▸ RECORDED INFORMATION:
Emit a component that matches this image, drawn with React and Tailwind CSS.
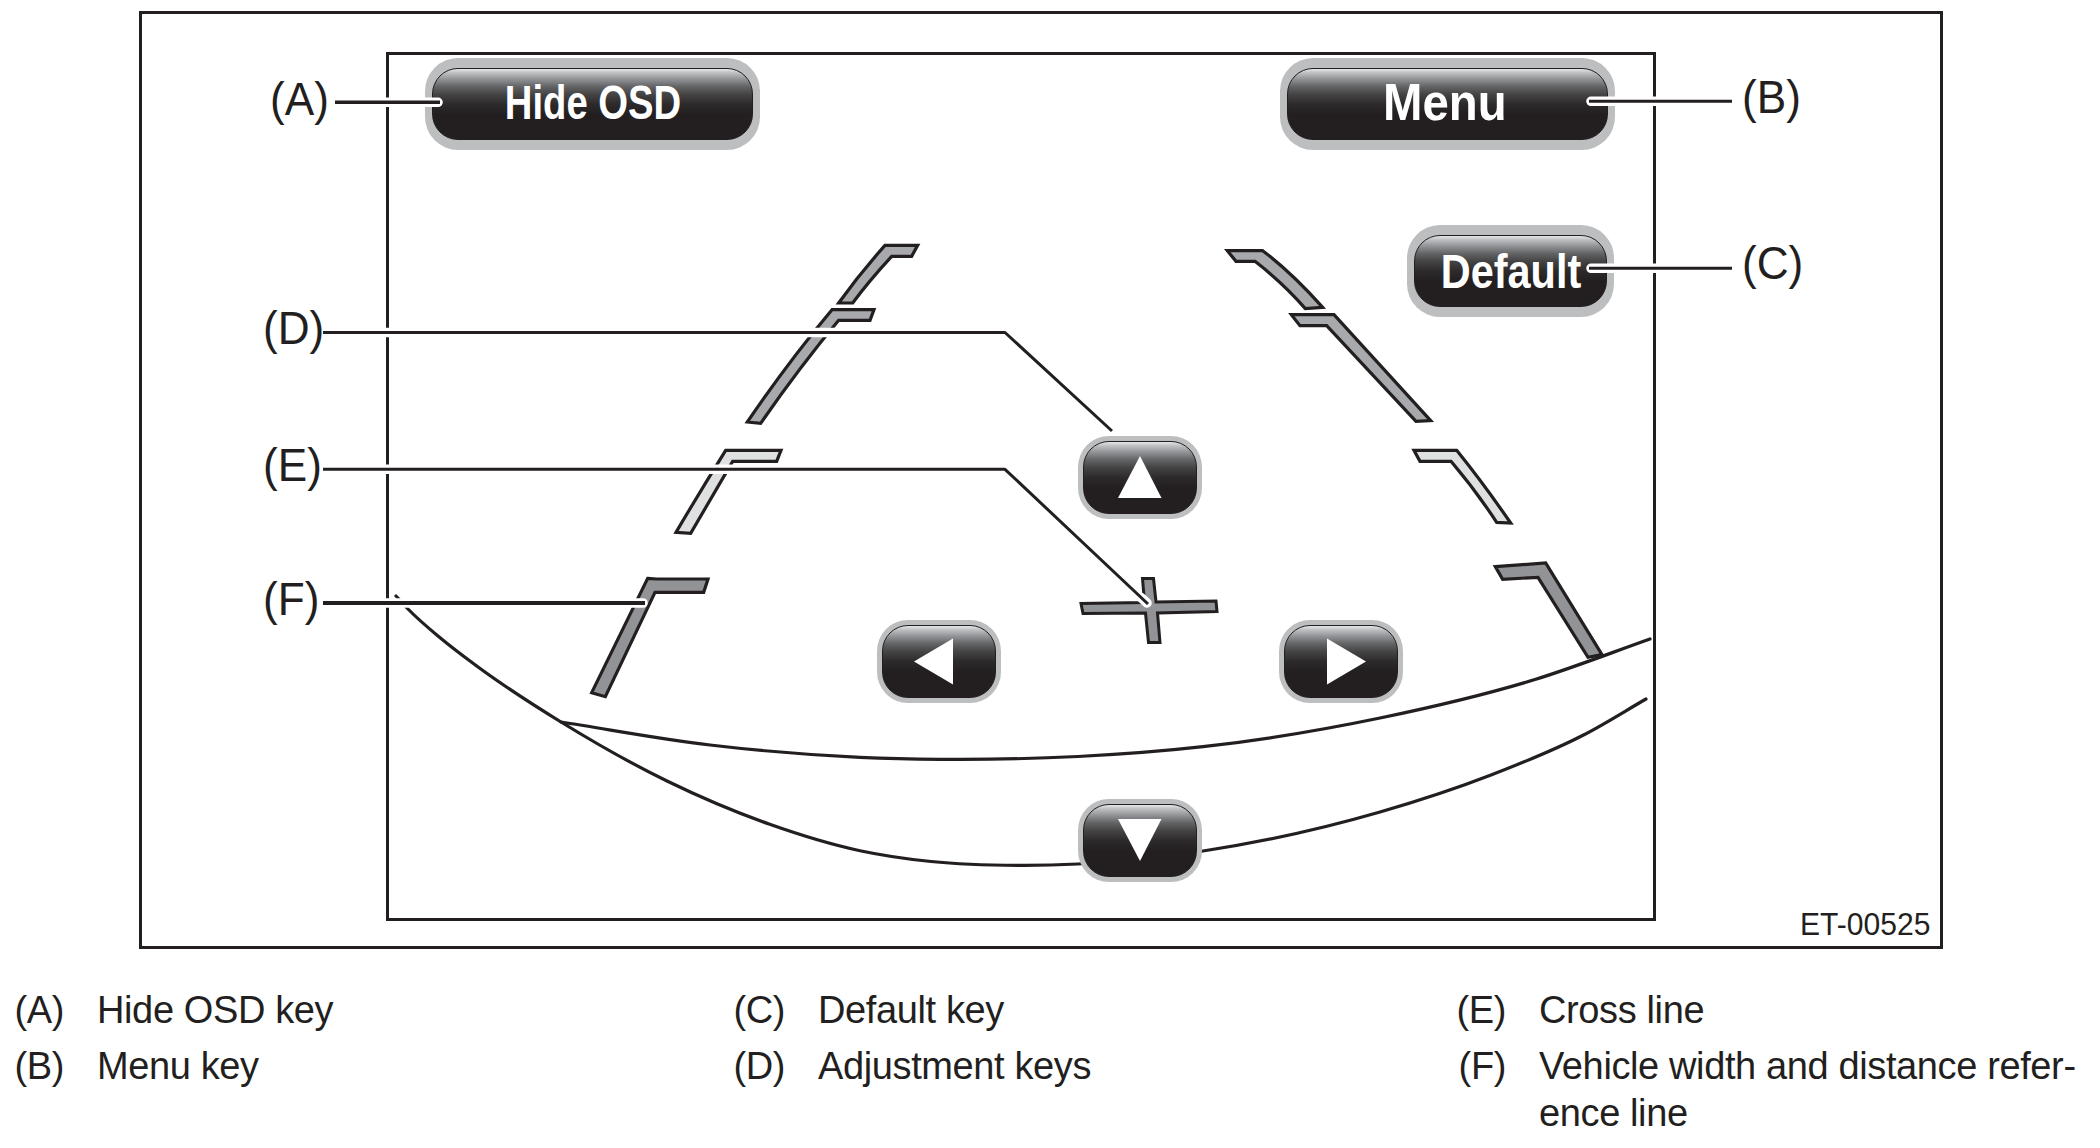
import React from "react";

const INK = "#231f20";

/* Smooth curve through points ordered by x, with slopes weighted by spacing. */
function smooth(points) {
  const seg = points.slice(1).map((p, i) => {
    const dx = p[0] - points[i][0];
    return { dx, s: (p[1] - points[i][1]) / dx };
  });
  const slope = points.map((_, i) => {
    const a = seg[i - 1];
    const b = seg[i];
    if (!a) return b.s;
    if (!b) return a.s;
    return (a.s * b.dx + b.s * a.dx) / (a.dx + b.dx);
  });
  let d = `M${points[0][0]} ${points[0][1]}`;
  seg.forEach(({ dx }, i) => {
    const [x1, y1] = points[i];
    const [x2, y2] = points[i + 1];
    const h = dx / 3;
    d += `C${x1 + h} ${y1 + slope[i] * h} ${x2 - h} ${y2 - slope[i + 1] * h} ${x2} ${y2}`;
  });
  return d;
}

const bumperUpper = smooth([
  [561, 722], [710, 745], [860, 757.3], [940, 759.3], [1078, 756.5],
  [1203, 746.7], [1380, 718], [1535, 679.5], [1650, 639],
]);
const bumperLower = smooth([
  [396, 596], [408, 609], [441, 638.5], [476, 665.5], [561, 722], [667, 781], [769, 824], [860, 850.7],
  [931, 861.5], [1021, 865.3], [1078, 864], [1203, 851], [1380, 812],
  [1491, 775], [1583.5, 735], [1646, 699],
]);

const leftGuides = [
  ["#a7a9ac", "M975 76H1073L1055 109H995Q925 185 878 249H836Q900 160 975 76Z"],
  ["#a7a9ac", "M816 269H942L930 301H836Q720 440 602 610L562 606Q685 425 816 269Z"],
  ["#dfe0e1", "M497 691H663L650 724H518L392 940L348 937Q420 815 497 691Z"],
  ["#929396", "M263 1075L290 1077H444L431 1117H285L136 1430L95 1418Z"],
];
const rightGuides = [
  ["#a7a9ac", "M82 92H188Q275 158 368 262L316 266Q250 190 165 124H108Z"],
  ["#a7a9ac", "M274 284H402L692 602L648 604L380 317H300Z"],
  ["#dfe0e1", "M642 691H770Q850 790 932 909L890 907Q830 815 753 724H660Z"],
  ["#929396", "M886 1040L1037 1029L1206 1304L1164 1312L1014 1072L908 1078Z"],
];

const leaders = [
  ["M335 102.3H440", 3.4],
  ["M1732 101.3H1589", 3],
  ["M1732 268.3H1589", 3],
  ["M323 332.5H1005L1112 431", 3],
  ["M323 469.3H1005L1148 604", 3],
  ["M323 603H645", 4],
];

function Scene() {
  return (
    <svg className="absolute inset-0 h-full w-full" viewBox="142 14 1798 932" fill="none">
      <g stroke={INK} strokeWidth="3.2" strokeLinecap="round">
        <path d={bumperUpper} />
        <path d={bumperLower} />
      </g>
      <g stroke={INK} strokeWidth="9.6">
        <g transform="translate(560 220) scale(0.33333)">
          {leftGuides.map(([fill, d]) => <path key={d} d={d} fill={fill} />)}
        </g>
        <g transform="translate(1200 220) scale(0.33333)">
          {rightGuides.map(([fill, d]) => <path key={d} d={d} fill={fill} />)}
        </g>
      </g>
      <path
        d="M1142.5 578.5H1153.5L1156 602L1216 601L1217 611.5L1157.5 613L1160 642.5H1148.5L1145.5 613L1083 613.5L1081 603.5L1144.5 602.5Z"
        fill="#929396" stroke={INK} strokeWidth="3"
      />
    </svg>
  );
}

function Leaders() {
  return (
    <svg className="pointer-events-none absolute inset-0 h-full w-full" viewBox="142 14 1798 932" fill="none">
      <path d="M380 102.3H438M1664 101.3H1591M1664 268.3H1591M380 332.5H900M380 469.3H900M380 603H643M1141 597.5L1147 603" stroke="#fff" strokeWidth="9.6" strokeLinecap="round" />
      {leaders.map(([d, w]) => <path key={d} d={d} stroke={INK} strokeWidth={w} strokeLinejoin="round" />)}
    </svg>
  );
}

const FACE =
  "flex h-full w-full items-center justify-center border border-[#231f20] bg-[linear-gradient(#e6e7e8_0%,#c0c2c4_5%,#939598_14%,#636466_25%,#454445_36%,#2d2a2b_50%,#231f20_65%)] text-white";

function TextKey({ place, text, children }) {
  return (
    <button className={`absolute h-[92px] rounded-[33px] bg-[#bcbec0] px-[7px] py-[10px] ${place}`}>
      <span className={`${FACE} rounded-[26px]`}>
        <span className={`whitespace-nowrap font-bold leading-none ${text}`}>{children}</span>
      </span>
    </button>
  );
}

function ArrowKey({ place, label, points }) {
  return (
    <button aria-label={label} className={`absolute h-[83px] w-[124px] rounded-[31px] bg-[#bcbec0] p-[5px] ${place}`}>
      <span className={`${FACE} rounded-[26px]`}>
        <svg className="h-[50px] w-[50px] -translate-y-px" viewBox="0 0 50 50">
          <polygon points={points} fill="#fff" />
        </svg>
      </span>
    </button>
  );
}

const callouts = [
  ["(A)", "left-[128px] top-[62px]"],
  ["(B)", "left-[1600px] top-[60px]"],
  ["(C)", "left-[1600px] top-[226px]"],
  ["(D)", "left-[121px] top-[291px]"],
  ["(E)", "left-[121px] top-[428px]"],
  ["(F)", "left-[121px] top-[562px]"],
];

const legend = [
  [["(A)", "Hide OSD key"], ["(B)", "Menu key"]],
  [["(C)", "Default key"], ["(D)", "Adjustment keys"]],
  [["(E)", "Cross line"], ["(F)", <>Vehicle width and distance refer-<br />ence line</>]],
];

export default function App() {
  return (
    <main className="h-[1148px] w-[2100px] overflow-hidden bg-white pt-[11px] font-['Liberation_Sans',Arial,sans-serif] text-[#231f20]">
      <figure className="relative ml-[139px] h-[938px] w-[1804px] border-[3px] border-[#231f20]">
        <div className="ml-[244px] mt-[38px] h-[869px] w-[1270px] border-[3px] border-[#231f20]" />
        <Scene />
        <TextKey place="left-[283px] top-[44px] w-[335px]" text="text-[49px] scale-x-[0.78] -translate-y-[2px]">Hide OSD</TextKey>
        <TextKey place="left-[1138px] top-[44px] w-[335px]" text="text-[52px] scale-x-[0.91] -translate-x-[3px] -translate-y-[2px]">Menu</TextKey>
        <TextKey place="left-[1265px] top-[211px] w-[207px]" text="text-[49px] scale-x-[0.845] translate-x-[1px]">Default</TextKey>
        <ArrowKey label="Up" place="left-[936px] top-[422px]" points="25,4 3,46 46.5,46" />
        <ArrowKey label="Left" place="left-[735px] top-[606px]" points="0,25.5 39,2.5 39,48.5" />
        <ArrowKey label="Right" place="left-[1137px] top-[606px]" points="11,2.5 11,48.5 50,25.5" />
        <ArrowKey label="Down" place="left-[936px] top-[785px]" points="3,4 46.5,4 25,46" />
        <Leaders />
        {callouts.map(([text, place]) => (
          <span key={text} className={`absolute origin-left scale-x-[0.96] text-[46px] leading-none ${place}`}>{text}</span>
        ))}
        <figcaption className="absolute bottom-[6px] right-[10px] origin-right scale-x-[0.97] text-[31px] leading-none">ET-00525</figcaption>
      </figure>
      <section className="flex text-[38px] leading-[47px] tracking-[-0.38px]">
        {legend.map((column, i) => (
          <dl key={i} className="mt-[38px] flex w-[721px] shrink-0 flex-col gap-[9px]">
            {column.map(([key, text]) => (
              <div key={key} className="flex gap-[33px]">
                <dt className="w-[64px] text-right">{key}</dt>
                <dd className="whitespace-nowrap">{text}</dd>
              </div>
            ))}
          </dl>
        ))}
      </section>
    </main>
  );
}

▸ INSTRUCTIONS FOR THE TASK: Print the whole listing above once more, word for word, without its pictures.

▸ TASK RESULT:
Emit a component that matches this image, drawn with React and Tailwind CSS.
import React from "react";

const INK = "#231f20";

/* Smooth curve through points ordered by x, with slopes weighted by spacing. */
function smooth(points) {
  const seg = points.slice(1).map((p, i) => {
    const dx = p[0] - points[i][0];
    return { dx, s: (p[1] - points[i][1]) / dx };
  });
  const slope = points.map((_, i) => {
    const a = seg[i - 1];
    const b = seg[i];
    if (!a) return b.s;
    if (!b) return a.s;
    return (a.s * b.dx + b.s * a.dx) / (a.dx + b.dx);
  });
  let d = `M${points[0][0]} ${points[0][1]}`;
  seg.forEach(({ dx }, i) => {
    const [x1, y1] = points[i];
    const [x2, y2] = points[i + 1];
    const h = dx / 3;
    d += `C${x1 + h} ${y1 + slope[i] * h} ${x2 - h} ${y2 - slope[i + 1] * h} ${x2} ${y2}`;
  });
  return d;
}

const bumperUpper = smooth([
  [561, 722], [710, 745], [860, 757.3], [940, 759.3], [1078, 756.5],
  [1203, 746.7], [1380, 718], [1535, 679.5], [1650, 639],
]);
const bumperLower = smooth([
  [396, 596], [408, 609], [441, 638.5], [476, 665.5], [561, 722], [667, 781], [769, 824], [860, 850.7],
  [931, 861.5], [1021, 865.3], [1078, 864], [1203, 851], [1380, 812],
  [1491, 775], [1583.5, 735], [1646, 699],
]);

const leftGuides = [
  ["#a7a9ac", "M975 76H1073L1055 109H995Q925 185 878 249H836Q900 160 975 76Z"],
  ["#a7a9ac", "M816 269H942L930 301H836Q720 440 602 610L562 606Q685 425 816 269Z"],
  ["#dfe0e1", "M497 691H663L650 724H518L392 940L348 937Q420 815 497 691Z"],
  ["#929396", "M263 1075L290 1077H444L431 1117H285L136 1430L95 1418Z"],
];
const rightGuides = [
  ["#a7a9ac", "M82 92H188Q275 158 368 262L316 266Q250 190 165 124H108Z"],
  ["#a7a9ac", "M274 284H402L692 602L648 604L380 317H300Z"],
  ["#dfe0e1", "M642 691H770Q850 790 932 909L890 907Q830 815 753 724H660Z"],
  ["#929396", "M886 1040L1037 1029L1206 1304L1164 1312L1014 1072L908 1078Z"],
];

const leaders = [
  ["M335 102.3H440", 3.4],
  ["M1732 101.3H1589", 3],
  ["M1732 268.3H1589", 3],
  ["M323 332.5H1005L1112 431", 3],
  ["M323 469.3H1005L1148 604", 3],
  ["M323 603H645", 4],
];

function Scene() {
  return (
    <svg className="absolute inset-0 h-full w-full" viewBox="142 14 1798 932" fill="none">
      <g stroke={INK} strokeWidth="3.2" strokeLinecap="round">
        <path d={bumperUpper} />
        <path d={bumperLower} />
      </g>
      <g stroke={INK} strokeWidth="9.6">
        <g transform="translate(560 220) scale(0.33333)">
          {leftGuides.map(([fill, d]) => <path key={d} d={d} fill={fill} />)}
        </g>
        <g transform="translate(1200 220) scale(0.33333)">
          {rightGuides.map(([fill, d]) => <path key={d} d={d} fill={fill} />)}
        </g>
      </g>
      <path
        d="M1142.5 578.5H1153.5L1156 602L1216 601L1217 611.5L1157.5 613L1160 642.5H1148.5L1145.5 613L1083 613.5L1081 603.5L1144.5 602.5Z"
        fill="#929396" stroke={INK} strokeWidth="3"
      />
    </svg>
  );
}

function Leaders() {
  return (
    <svg className="pointer-events-none absolute inset-0 h-full w-full" viewBox="142 14 1798 932" fill="none">
      <path d="M380 102.3H438M1664 101.3H1591M1664 268.3H1591M380 332.5H900M380 469.3H900M380 603H643M1141 597.5L1147 603" stroke="#fff" strokeWidth="9.6" strokeLinecap="round" />
      {leaders.map(([d, w]) => <path key={d} d={d} stroke={INK} strokeWidth={w} strokeLinejoin="round" />)}
    </svg>
  );
}

const FACE =
  "flex h-full w-full items-center justify-center border border-[#231f20] bg-[linear-gradient(#e6e7e8_0%,#c0c2c4_5%,#939598_14%,#636466_25%,#454445_36%,#2d2a2b_50%,#231f20_65%)] text-white";

function TextKey({ place, text, children }) {
  return (
    <button className={`absolute h-[92px] rounded-[33px] bg-[#bcbec0] px-[7px] py-[10px] ${place}`}>
      <span className={`${FACE} rounded-[26px]`}>
        <span className={`whitespace-nowrap font-bold leading-none ${text}`}>{children}</span>
      </span>
    </button>
  );
}

function ArrowKey({ place, label, points }) {
  return (
    <button aria-label={label} className={`absolute h-[83px] w-[124px] rounded-[31px] bg-[#bcbec0] p-[5px] ${place}`}>
      <span className={`${FACE} rounded-[26px]`}>
        <svg className="h-[50px] w-[50px] -translate-y-px" viewBox="0 0 50 50">
          <polygon points={points} fill="#fff" />
        </svg>
      </span>
    </button>
  );
}

const callouts = [
  ["(A)", "left-[128px] top-[62px]"],
  ["(B)", "left-[1600px] top-[60px]"],
  ["(C)", "left-[1600px] top-[226px]"],
  ["(D)", "left-[121px] top-[291px]"],
  ["(E)", "left-[121px] top-[428px]"],
  ["(F)", "left-[121px] top-[562px]"],
];

const legend = [
  [["(A)", "Hide OSD key"], ["(B)", "Menu key"]],
  [["(C)", "Default key"], ["(D)", "Adjustment keys"]],
  [["(E)", "Cross line"], ["(F)", <>Vehicle width and distance refer-<br />ence line</>]],
];

export default function App() {
  return (
    <main className="h-[1148px] w-[2100px] overflow-hidden bg-white pt-[11px] font-['Liberation_Sans',Arial,sans-serif] text-[#231f20]">
      <figure className="relative ml-[139px] h-[938px] w-[1804px] border-[3px] border-[#231f20]">
        <div className="ml-[244px] mt-[38px] h-[869px] w-[1270px] border-[3px] border-[#231f20]" />
        <Scene />
        <TextKey place="left-[283px] top-[44px] w-[335px]" text="text-[49px] scale-x-[0.78] -translate-y-[2px]">Hide OSD</TextKey>
        <TextKey place="left-[1138px] top-[44px] w-[335px]" text="text-[52px] scale-x-[0.91] -translate-x-[3px] -translate-y-[2px]">Menu</TextKey>
        <TextKey place="left-[1265px] top-[211px] w-[207px]" text="text-[49px] scale-x-[0.845] translate-x-[1px]">Default</TextKey>
        <ArrowKey label="Up" place="left-[936px] top-[422px]" points="25,4 3,46 46.5,46" />
        <ArrowKey label="Left" place="left-[735px] top-[606px]" points="0,25.5 39,2.5 39,48.5" />
        <ArrowKey label="Right" place="left-[1137px] top-[606px]" points="11,2.5 11,48.5 50,25.5" />
        <ArrowKey label="Down" place="left-[936px] top-[785px]" points="3,4 46.5,4 25,46" />
        <Leaders />
        {callouts.map(([text, place]) => (
          <span key={text} className={`absolute origin-left scale-x-[0.96] text-[46px] leading-none ${place}`}>{text}</span>
        ))}
        <figcaption className="absolute bottom-[6px] right-[10px] origin-right scale-x-[0.97] text-[31px] leading-none">ET-00525</figcaption>
      </figure>
      <section className="flex text-[38px] leading-[47px] tracking-[-0.38px]">
        {legend.map((column, i) => (
          <dl key={i} className="mt-[38px] flex w-[721px] shrink-0 flex-col gap-[9px]">
            {column.map(([key, text]) => (
              <div key={key} className="flex gap-[33px]">
                <dt className="w-[64px] text-right">{key}</dt>
                <dd className="whitespace-nowrap">{text}</dd>
              </div>
            ))}
          </dl>
        ))}
      </section>
    </main>
  );
}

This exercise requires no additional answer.